Besar harapan saya, semoga paparan singkat di akhir tulisan ini dapat sedikit memberi gambaran masa depan demokrasi di Indonesia. Menurut formula teoritis yang dikembangkan oleh Adam Przeworski (dosen Universitas New York) dan Fernando Limongi (dosen Universitas Sao Paulo pada tahun 1997, dengan pendapatan per kapita US$ 2000 (1998), Indonesia memiliki daya tahan demokrasi selama 18 tahun. Sebagai catatan penting, negara dengan pendapatan per kapita kurang dari US$ 3000 memiliki probabilitas kegagalan demokrasi 56%. Apa makna uraian singkat ini ? Setidaknya sampai tahun 2016, peluang kita untuk menjadi negara demokratis adalah 44%.

Sementara itu, menurut Teori Przeworski-Limongi, untuk mencapai zona aman transisi menuju kehidupan demokrasi yang benar-benar stabil, sebuah negara butuh fundamental perekonomian dengan pendapatan per kapita US$ 6000. Sebagaimana kita ketahui, pendapatan per kapita Indonesia pada 2016 saja hanya sebesar Rp 47,96 juta atau setara US$ 3.605,1. Artinya, daya tahan demokrasi negeri ini sudah tamat dua tahun lalu.
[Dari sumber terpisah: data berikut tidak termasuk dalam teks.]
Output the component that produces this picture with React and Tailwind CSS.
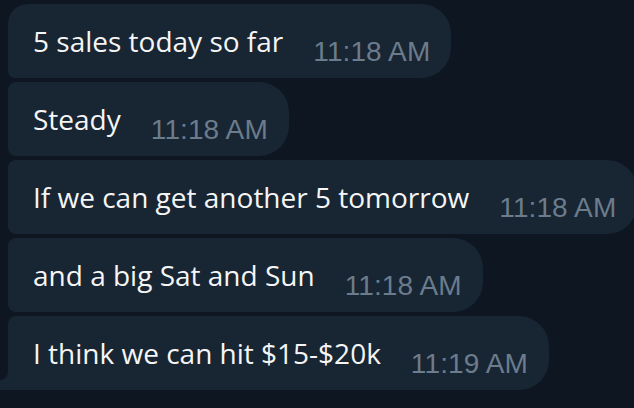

Demokrasi telah mati. Bukti paling vulgar, pemilihan presiden 2019 dipaksakan dengan penerapan President Thresold (PT) 20% yang jelas-jelas menerabas azas kepatutan publik dan kaidah legal formal.

Saya rasa, tulisan singkat saya tersebut di atas patut dibaca oleh Tsamara Amany, politisi PSI.